1.382-2T(b) apply, all corporations file separate income tax returns on 
a calendar year basis, the only 5-percent shareholder of a loss 
corporation is a public group, and the facts set forth the only 
acquisitions of stock by any participants in a qualified plan and the 
only owner shifts with respect to the loss corporation during the 
testing period. The examples are as follows:
    Example 1-- (i) Facts. In 1994, E, a qualified trust established 
under Plan F, acquires 10 percent of L stock. A is a participant in 
Plan F. On January 1, 2002, A acquires 4 percent of L stock, and B, 
who is not a participant or a beneficiary of a participant in Plan 
F, acquires 5 percent of L stock. On January 1, 2004, E distributes 
2 percent of L stock to A. On July 1, 2004, A acquires 1 percent of 
L stock.
    (ii) Analysis. January 1, 2002, is a testing date because B's 
acquisition of 5 percent of L stock causes an increase in the 
percentage ownership of B, a 5-percent shareholder. As of the close 
of that testing date, A is treated as owning only 4 percent of L 
stock. Therefore, A is treated as a member of the public group of L. 
In addition, E is treated as owning 10 percent of L stock that it 
acquired in 1994.

[[Page 38179]]

    (iii) As a result of the application of paragraph (a)(1) of this 
section to E's distribution of 2 percent of L stock to A on January 
1, 2004, for testing dates on and after January 1, 2004, A is 
treated as having acquired that 2 percent interest in L in 1994, and 
E is treated as having acquired only 8 percent of L stock in 1994. 
Because there are no owner shifts on January 1, 2004, that date is 
not a testing date.
    (iv) July 1, 2004, is a testing date because on that date A, a 
5-percent shareholder, acquires 1 percent of L stock.

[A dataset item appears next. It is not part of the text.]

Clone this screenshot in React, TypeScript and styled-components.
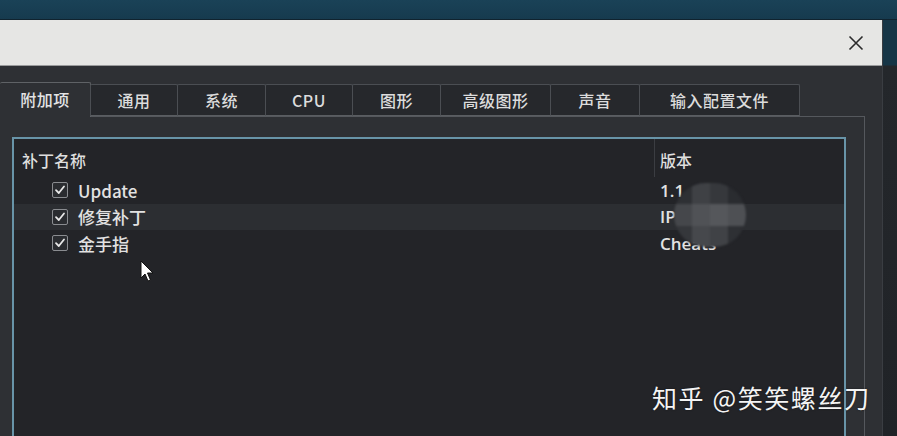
import React from "react";
import styled, { createGlobalStyle } from "styled-components";

const Global = createGlobalStyle`
  html, body { margin: 0; padding: 0; background: #173b4f; }
  body { font-family: "Noto Sans CJK SC", "Noto Sans", sans-serif; }
  * { box-sizing: border-box; }
`;

const Page = styled.div`
  width: 897px;
  height: 436px;
  overflow: hidden;
  position: relative;
  background: linear-gradient(180deg, #1a4257 0%, #163a4e 20px, #1b2c36 66px, #1f2226 67px, #1f2226 100%);
  display: flex;
  flex-direction: column;
`;

const TopStrip = styled.div`
  height: 20px;
  flex: none;
  border-bottom: 1px solid #10232f;
`;

const Row = styled.div`
  display: flex;
  flex: 1;
  min-height: 0;
`;

const Window = styled.div`
  width: 883px;
  flex: none;
  display: flex;
  flex-direction: column;
  background: #2e3034;
  border-right: 1px solid #3a3d42;
`;

const Gutter = styled.div`
  flex: 1;
  background: linear-gradient(180deg, #163546 0px, #163546 45px, #24272b 46px, #202327 100%);
`;

const TitleBar = styled.div`
  height: 46px;
  flex: none;
  background: #e6e6e4;
  border-bottom: 1px solid #9a9b9c;
  display: flex;
  align-items: center;
  justify-content: flex-end;
  padding-right: 17px;
`;

const CloseBtn = styled.div`
  width: 18px;
  height: 18px;
  display: flex;
  align-items: center;
  justify-content: center;
`;

const Body = styled.div`
  flex: 1;
  display: flex;
  flex-direction: column;
  padding: 15px 17px 0 0;
  min-height: 0;
`;

const TabBar = styled.div`
  display: flex;
  align-items: flex-end;
  height: 35px;
  flex: none;
  position: relative;
  z-index: 1;
`;

const Tab = styled.div<{ $w: number; $active?: boolean }>`
  width: ${(p) => p.$w}px;
  height: ${(p) => (p.$active ? 35 : 32)}px;
  margin-bottom: ${(p) => (p.$active ? -1 : 0)}px;
  background: ${(p) => (p.$active ? "#2e3034" : "#26282c")};
  border: 1px solid ${(p) => (p.$active ? "#5f6266" : "#4b4e53")};
  border-left-width: ${(p) => (p.$active ? 0 : 1)}px;
  border-bottom: ${(p) => (p.$active ? "none" : "1px solid #5a5d61")};
  border-radius: 2px 2px 0 0;
  margin-left: ${(p) => (p.$active ? 0 : -1)}px;
  display: flex;
  align-items: center;
  justify-content: center;
  color: ${(p) => (p.$active ? "#e4e4e4" : "#dcdcdc")};
  font-size: 16px;
  font-weight: 500;
  letter-spacing: 0.5px;
  padding-bottom: ${(p) => (p.$active ? 3 : 0)}px;
`;

const TabPane = styled.div`
  flex: 1;
  border: 1px solid #55585d;
  border-left: none;
  border-bottom: none;
  padding: 20px 18px 0 12px;
  display: flex;
  min-height: 0;
`;

const ListBox = styled.div`
  flex: 1;
  background: #232428;
  border: 2px solid #6894a8;
  border-bottom: none;
  position: relative;
  display: flex;
  flex-direction: column;
`;

const HeaderRow = styled.div`
  display: grid;
  grid-template-columns: 640px 1fr;
  height: 38px;
  flex: none;
`;

const HeaderCell = styled.div<{ $divider?: boolean }>`
  display: flex;
  align-items: center;
  padding-left: ${(p) => (p.$divider ? 5 : 8)}px;
  padding-top: 4px;
  color: #dedede;
  font-size: 16px;
  font-weight: 500;
  border-left: ${(p) => (p.$divider ? "1px solid #3b3d42" : "none")};
`;

const ItemRow = styled.div<{ $selected?: boolean }>`
  display: grid;
  grid-template-columns: 640px 1fr;
  height: 26.5px;
  background: ${(p) => (p.$selected ? "#2c2e32" : "transparent")};
  align-items: center;
`;

const NameCell = styled.div`
  display: flex;
  align-items: center;
  gap: 10px;
  padding-left: 38px;
  color: #e2e2e2;
  font-size: 17px;
  font-weight: 500;
`;

const VersionCell = styled.div`
  padding-left: 6px;
  color: #e2e2e2;
  font-size: 17px;
  font-family: "Open Sans", "Noto Sans", sans-serif;
  font-weight: 600;
`;

const Check = styled.div`
  width: 16px;
  height: 16px;
  border: 1.5px solid #8a8c90;
  border-radius: 2px;
  background: #2a2c30;
  display: flex;
  align-items: center;
  justify-content: center;
`;

const Blur = styled.div`
  position: absolute;
  left: 660px;
  top: 44px;
  width: 72px;
  height: 64px;
  border-radius: 32px;
  overflow: hidden;
  display: grid;
  grid-template-columns: repeat(4, 1fr);
  grid-template-rows: repeat(3, 1fr);
  filter: blur(1px);
`;

const Cell = styled.div<{ $c: string }>`
  background: ${(p) => p.$c};
`;

const Cursor = styled.div`
  position: absolute;
  left: 126px;
  top: 121px;
`;

const Watermark = styled.div`
  position: absolute;
  left: 652px;
  top: 379px;
  color: #f4f4f4;
  font-size: 25px;
  font-family: "Noto Sans CJK SC", sans-serif;
  letter-spacing: 1.6px;
  white-space: nowrap;
  text-shadow: 0 0 2px rgba(0, 0, 0, 0.5);
`;

const tabs: [string, number][] = [
  ["附加项", 91],
  ["通用", 88],
  ["系统", 89],
  ["CPU", 88],
  ["图形", 89],
  ["高级图形", 111],
  ["声音", 90],
  ["输入配置文件", 161],
];

const items = [
  { name: "Update", ver: "1.1" },
  { name: "修复补丁", ver: "IP" },
  { name: "金手指", ver: "Cheats" },
];

const blurColors = [
  "#2e3034", "#3f4145", "#36383c", "#2a2c30",
  "#45474b", "#505256", "#55575b", "#4e5054",
  "#35373b", "#46484c", "#404246", "#2e3034",
];

const CheckMark = () => (
  <svg width="12" height="12" viewBox="0 0 12 12">
    <path d="M2 6.2 L4.8 9 L10 2.5" stroke="#e8e8e8" strokeWidth="1.8" fill="none" strokeLinecap="round" strokeLinejoin="round" />
  </svg>
);

export default function App() {
  return (
    <>
      <Global />
      <Page>
        <TopStrip />
        <Row>
          <Window>
            <TitleBar>
              <CloseBtn>
                <svg width="16" height="16" viewBox="0 0 16 16">
                  <path d="M1.5 1.5 L14.5 14.5 M14.5 1.5 L1.5 14.5" stroke="#2b2b2b" strokeWidth="1.6" />
                </svg>
              </CloseBtn>
            </TitleBar>
            <Body>
              <TabBar>
                {tabs.map(([t, w], i) => (
                  <Tab key={t} $w={w} $active={i === 0}>
                    {t}
                  </Tab>
                ))}
              </TabBar>
              <TabPane>
                <ListBox>
                  <HeaderRow>
                    <HeaderCell>补丁名称</HeaderCell>
                    <HeaderCell $divider>版本</HeaderCell>
                  </HeaderRow>
                  {items.map((it, i) => (
                    <ItemRow key={it.name} $selected={i === 1}>
                      <NameCell>
                        <Check>
                          <CheckMark />
                        </Check>
                        {it.name}
                      </NameCell>
                      <VersionCell>{it.ver}</VersionCell>
                    </ItemRow>
                  ))}
                  <Blur>
                    {blurColors.map((c, i) => (
                      <Cell key={i} $c={c} />
                    ))}
                  </Blur>
                  <Cursor>
                    <svg width="16" height="24" viewBox="0 0 16 24">
                      <path d="M1 1 L1 18 L5 14 L8 21 L10.5 20 L7.5 13 L13 13 Z" fill="#ffffff" stroke="#111" strokeWidth="1" />
                    </svg>
                  </Cursor>
                </ListBox>
              </TabPane>
            </Body>
          </Window>
          <Gutter />
        </Row>
        <Watermark>知乎 @笑笑螺丝刀</Watermark>
      </Page>
    </>
  );
}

As of the 
close of that testing date, A's percentage of ownership of L stock 
is 7 percent, and A's lowest percentage of ownership of L stock at 
any time within the testing period is 2 percent (deemed acquired in 
1994), representing an increase of 5 percentage points. In addition, 
as of the close of July 1, 2004, B's percentage of ownership of L 
stock is 5 percent, and B's lowest percentage of ownership of L 
stock at any time within the testing period is 0 percent, 
representing an increase of 5 percentage points. Thus, on July 1, 
2004, L must take into account an increase of 10 (5 + 5) percentage 
points in determining whether it has an ownership change.
    Example 2-- (i) Facts. E is a qualified trust established under 
Plan F. L, a publicly traded corporation, has 100x shares of stock 
outstanding. As of January 1, 2006, C owns 5x shares of L stock and 
is not a participant or beneficiary of a participant in Plan F. At 
all times prior to January 1, 2006, E owns no L stock. On January 1, 
2006, E acquires 10x shares of L stock from members of the public 
group of L. On December 1, 2007, E distributes 5x shares of L stock 
to some of the participants in Plan F. No one participant acquires 
all 5x shares as a result of the distribution. On February 1, 2008, 
C purchases 1x shares of L stock from the public group of L.
    (ii) Analysis. Because E's acquisition of 10x shares of L stock 
on January 1, 2006, is an owner shift, that date is a testing date. 
As of the close of that date, E's percentage of stock ownership in L 
has increased by 10 percentage points.
    (iii) As a result of the application of paragraph (a)(1) of this 
section to E's distribution of 5x shares of L stock to some Plan F 
participants on December 1, 2007, for testing dates on and after 
December 1, 2007, those distributees are treated as having acquired 
those shares of stock on January 1, 2006, from members of the public 
group of L, and E is not treated as having acquired those shares on 
that date. E's distribution of the 5x shares is not an owner shift. 
Therefore, December 1, 2007, is not a testing date.
    (iv) February 1, 2008, is a testing date because on that date an 
owner shift results from C's purchase of 1x shares of L stock. As of 
the close of that testing date, the distributees of 5x shares of L 
stock are treated as members of the public group of L having 
acquired 5x shares of L stock from other members of the public group 
of L on January 1, 2006. Because those acquisitions are not by 5-
percent shareholders, L does not take them into account. In 
addition, as of the close of February 1, 2008, E's percentage of 
stock ownership in L is 5 percent, and E's lowest percentage of 
stock ownership in L at any time within the testing period is 0 
percent, representing an increase of 5 percentage points. In 
addition, as of the close of February 1, 2008, C's percentage of 
stock ownership in L is 6 percent, and C's lowest percentage of 
stock ownership in L at any time within the testing period is 5 
percent, representing an increase of 1 percentage point. Therefore, 
on February 1, 2008, L must take into account an increase of 6 (5 + 
1) percentage points in determining whether it has an ownership 
change.

    (4) Effective date--(i) General rule. This section applies to all 
distributions after June 27, 2003.
    (ii) Retroactive application. Notwithstanding paragraph (a)(4)(i) 
of this section, a loss corporation may apply the rules of this section 
retroactively to:
    (A) All distributions on or before June 27, 2003 that are within a 
testing period that includes June 27, 2003; or
    (B) All distributions after December 31, 1986.
    (b) [Reserved]

Robert E. Wenzel,
Deputy Commissioner of Internal Revenue.
    Approved: June 18, 2003.
Pamela F. Olson,
Assistant Secretary of the Treasury.